Charles Fillmore was never a half-way sort of person. Once he became convinced that he was on the track of Truth, he threw all his mind and energies into its pursuit. Although he did not immediately discontinue his interests in real estate and mining, his absorption in spiritual matters became greater and greater. "My interest," he wrote, "became so pronounced that I neglected my real estate for the furtherance of what my commercial friends denounced as a fanatical delusion."

At this time, Charles Fillmore took the most important step of his life.
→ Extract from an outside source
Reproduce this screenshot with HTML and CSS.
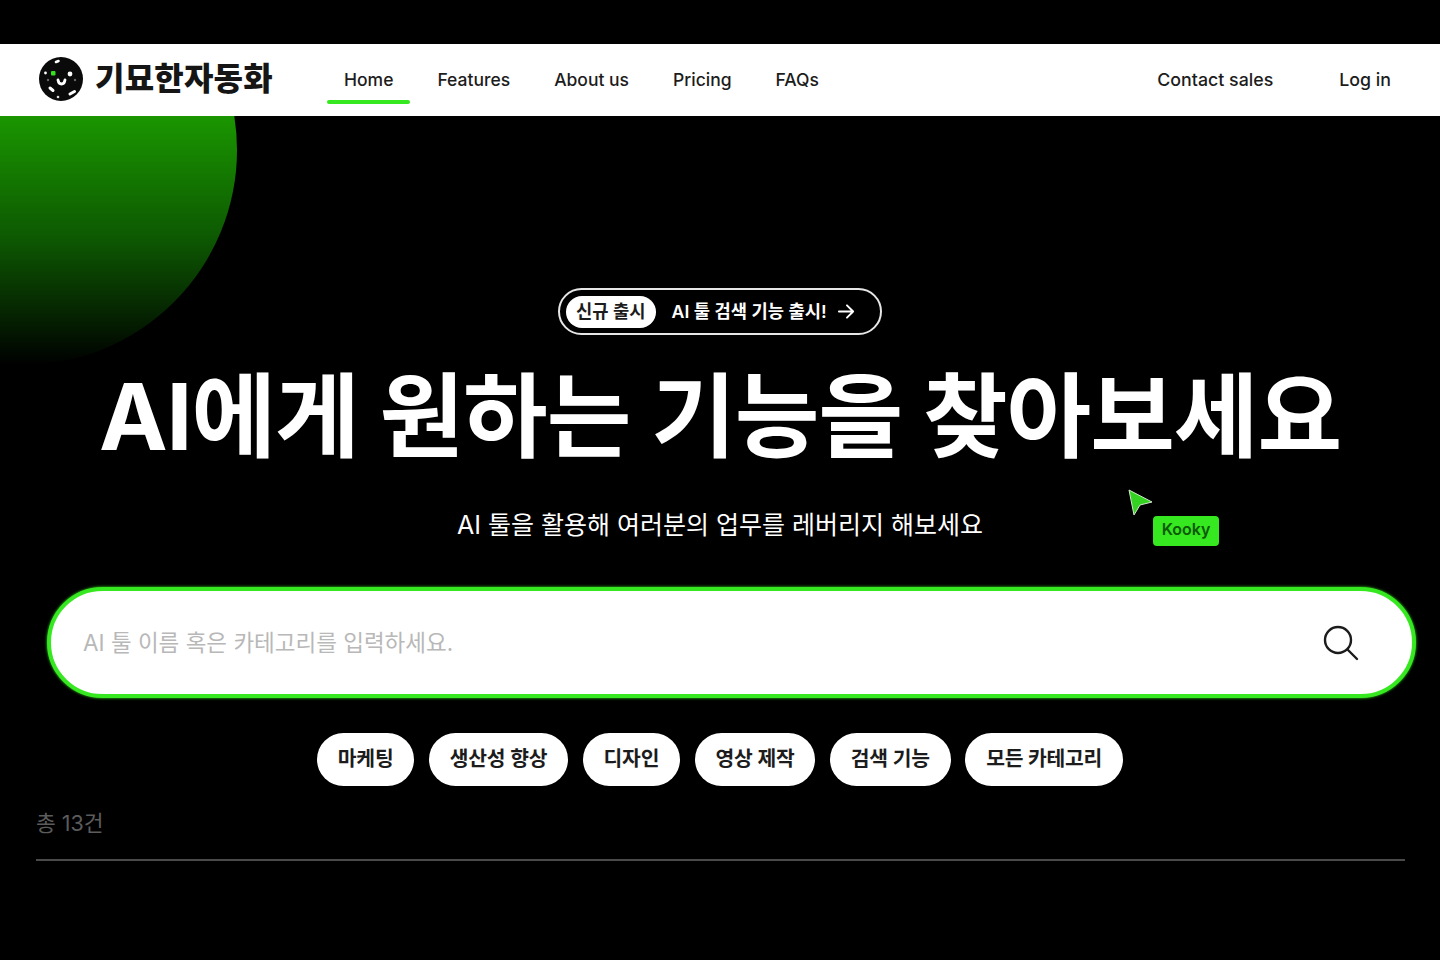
FILE: index.html
```html
<!DOCTYPE html>
<html lang="ko">
<head>
  <meta charset="UTF-8" />
  <meta name="viewport" content="width=device-width, initial-scale=1.0" />
  <title>기묘한자동화</title>
  <link rel="stylesheet" href="styles.css">
</head>
<body>
  <header class="site-header">
    <a class="brand" href="#">
      <svg class="brand-mark" viewBox="0 0 44 44" aria-hidden="true">
        <circle cx="22" cy="22" r="22" fill="#0a0a0a"/>
        <rect x="12" y="14" width="4.500" height="4.500" rx="1" fill="#35e01f"/>
        <circle cx="31" cy="17" r="2.400" fill="#fff"/>
        <path d="M19 23c.5 3 2 4 3.500 4s3-1 3.500-4" fill="none" stroke="#fff" stroke-width="2.800" stroke-linecap="round"/>
        <path d="M17 5l2.500-1" stroke="#fff" stroke-width="2.600" stroke-linecap="round"/>
        <circle cx="6.500" cy="16" r="1.400" fill="#fff"/>
        <path d="M11 31l3 2.500" stroke="#fff" stroke-width="3" stroke-linecap="round"/>
        <circle cx="19" cy="40" r="1.300" fill="#ddd"/>
        <path d="M31 37l4.500-2.500" stroke="#fff" stroke-width="3" stroke-linecap="round"/>
        <circle cx="9" cy="23" r="1.200" fill="#666"/>
        <circle cx="36" cy="23" r="1.200" fill="#666"/>
      </svg>
      <span class="brand-name">기묘한자동화</span>
    </a>
    <nav class="main-nav">
      <a class="active" href="#">Home</a>
      <a href="#">Features</a>
      <a href="#">About us</a>
      <a href="#">Pricing</a>
      <a href="#">FAQs</a>
    </nav>
    <div class="header-links">
      <a href="#">Contact sales</a>
      <a href="#">Log in</a>
    </div>
  </header>

  <main class="hero">
    <div class="hero-glow"></div>

    <a class="announce" href="#">
      <span class="announce-tag">신규 출시</span>
      <span class="announce-text">AI 툴 검색 기능 출시!</span>
      <svg class="announce-arrow" viewBox="0 0 20 20" aria-hidden="true">
        <path d="M2 10h15M10.500 3.500 17 10l-6.500 6.500" fill="none" stroke="#fff" stroke-width="2" stroke-linecap="round" stroke-linejoin="round"/>
      </svg>
    </a>

    <h1>AI에게 원하는 기능을 찾아보세요</h1>
    <p class="subtitle">AI 툴을 활용해 여러분의 업무를 레버리지 해보세요</p>

    <div class="cursor-tag">
      <svg class="cursor-arrow" viewBox="0 0 26 28" aria-hidden="true">
        <path d="M1 1 24 13 12 16 6 26Z" fill="#35d321" stroke="#cfe8cb" stroke-width="1"/>
      </svg>
      <span class="cursor-label">Kooky</span>
    </div>

    <form class="search">
      <span class="search-placeholder">AI 툴 이름 혹은 카테고리를 입력하세요.</span>
      <svg class="search-icon" viewBox="0 0 36 36" aria-hidden="true">
        <circle cx="15" cy="15" r="13" fill="none" stroke="#1c1c1c" stroke-width="2.400"/>
        <path d="M25 25l9 9" stroke="#1c1c1c" stroke-width="2.400" stroke-linecap="round"/>
      </svg>
    </form>

    <div class="chips">
      <a href="#">마케팅</a>
      <a href="#">생산성 향상</a>
      <a href="#">디자인</a>
      <a href="#">영상 제작</a>
      <a href="#">검색 기능</a>
      <a href="#">모든 카테고리</a>
    </div>

    <div class="results-count">총 13건</div>
  </main>
</body>
</html>
```

FILE: styles.css
```css
:root {
  --green: #36e81f;
  --text: #1c1c1c;
}

* {
  box-sizing: border-box;
}

html, body {
  margin: 0;
  height: 100%;
}

body {
  background: #000;
  color: var(--text);
  font-family: Inter, "Noto Sans CJK KR", sans-serif;
  padding-top: 44px;
  overflow: hidden;
}

a {
  color: inherit;
  text-decoration: none;
}

/* header */
.site-header {
  height: 72px;
  background: #fff;
  display: flex;
  align-items: center;
  padding: 0 49px 0 39px;
}

.brand {
  display: flex;
  align-items: center;
  gap: 12px;
  width: 288px;
  margin-bottom: 3px;
}

.brand-mark {
  width: 44px;
  height: 44px;
}

.brand-name {
  font-size: 32px;
  line-height: 1;
  padding-top: 1px;
  font-weight: 900;
  letter-spacing: 0.2px;
  color: #151515;
}

.main-nav {
  display: flex;
  gap: 10px;
  height: 100%;
  font-size: 17.500px;
  font-weight: 500;
}

.main-nav a {
  display: flex;
  align-items: center;
  padding: 0 17px 2px;
  position: relative;
}

.main-nav a.active::after {
  content: "";
  position: absolute;
  left: 0;
  right: 0;
  bottom: 12px;
  height: 4px;
  border-radius: 2px;
  background: var(--green);
}

.header-links {
  margin-left: auto;
  margin-bottom: 2px;
  display: flex;
  gap: 66px;
  font-size: 17.800px;
  font-weight: 500;
}

/* hero */
.hero {
  position: relative;
  height: 844px;
  overflow: hidden;
  display: flex;
  flex-direction: column;
  align-items: center;
  padding-top: 172px;
  color: #fff;
}

.hero-glow {
  position: absolute;
  left: -193px;
  top: -181px;
  width: 430px;
  height: 430px;
  border-radius: 50%;
  background: linear-gradient(180deg, #1a9600 42%, #0d5a02 70%, #000 100%);
}

.announce {
  position: relative;
  display: flex;
  align-items: center;
  width: 324px;
  height: 47px;
  padding: 0 20px 0 6px;
  border: 2px solid #e6e6e6;
  border-radius: 24px;
  white-space: nowrap;
}

.announce-tag {
  flex-shrink: 0;
  background: #fff;
  color: var(--text);
  font-size: 17.700px;
  font-weight: 600;
  height: 32px;
  line-height: 31px;
  padding: 0 10px;
  border-radius: 16px;
}

.announce-text {
  flex-shrink: 0;
  margin-left: 16px;
  margin-bottom: 3px;
  font-size: 17.700px;
  font-weight: 600;
}

.announce-arrow {
  flex-shrink: 0;
  width: 19px;
  height: 19px;
  margin-left: 10px;
}

h1 {
  position: relative;
  margin: 27px 0 0;
  font-size: 92px;
  line-height: 110px;
  font-weight: 700;
  letter-spacing: -1px;
  white-space: nowrap;
}

.subtitle {
  position: relative;
  margin: 36px 0 0;
  font-size: 25px;
  line-height: 34px;
  font-weight: 400;
}

.cursor-tag {
  position: absolute;
  left: 1128px;
  top: 373px;
}

.cursor-arrow {
  display: block;
  width: 26px;
  height: 28px;
}

.cursor-label {
  position: absolute;
  left: 25px;
  top: 27px;
  width: 66px;
  height: 30px;
  line-height: 26px;
  text-align: center;
  background: var(--green);
  color: #0d5a06;
  border-radius: 4px;
  font-size: 16px;
  font-weight: 600;
}

.search {
  width: 1369px;
  height: 111px;
  margin-top: 45px;
  margin-left: 47px;
  align-self: flex-start;
  background: #fff;
  border: 4px solid var(--green);
  border-radius: 56px;
  box-shadow: 0 0 3px var(--green);
  display: flex;
  align-items: center;
  justify-content: space-between;
  padding: 0 53px 0 32px;
}

.search-placeholder {
  font-size: 22.500px;
  color: #b8b8b8;
  margin-bottom: 4px;
}

.search-icon {
  width: 36px;
  height: 36px;
  margin-top: 1px;
}

.chips {
  display: flex;
  gap: 14.400px;
  margin-top: 35px;
}

.chips a {
  height: 53px;
  line-height: 52px;
  padding: 0 21px;
  background: #fff;
  color: var(--text);
  border-radius: 27px;
  font-size: 20.400px;
  font-weight: 600;
  letter-spacing: -0.25px;
}

.results-count {
  align-self: stretch;
  margin: 20px 35px 0 36px;
  padding-bottom: 19px;
  border-bottom: 2px solid #4a4a4a;
  font-size: 21.500px;
  line-height: 34px;
  color: #5c5c5c;
}
```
His income was the lowest it had been in years, for a depression was sweeping Kansas City, following the collapse of the real-estate boom. The needs of his family were

the greatest they had ever been; in 1889 a third child, Royal, was born. His friends were all telling him that his interest in this spiritual idea was a fanatical delusion. He had had no great amount of formal schooling. He had had no experience whatever in the publishing business. Nevertheless, he decided to publish a magazine.

Charles Fillmore had come to believe in the ideas that he had first learned from his wife. He had studied them and probed them as thoroughly as he was able. He had come to see that they made sense and presented a scientific view of life. He had seen them actually demonstrated as true, for he had seen his wife and others healed by them. "I had applied the healing principle to my own case with gratifying results," he stated. "My chronic pains ceased. My hip healed and grew stronger, and my leg lengthened until in a few years I dispensed with the steel extension that I had worn since I was a child."

Here was something of which he could say without reservations, "This is Truth." Here was something that he could believe in, live by. A timid man might have held back, but Charles Fillmore had the courage of his convictions. Having found a faith, he dared to step out on that faith. Having found something that he felt was worth saying, he said it.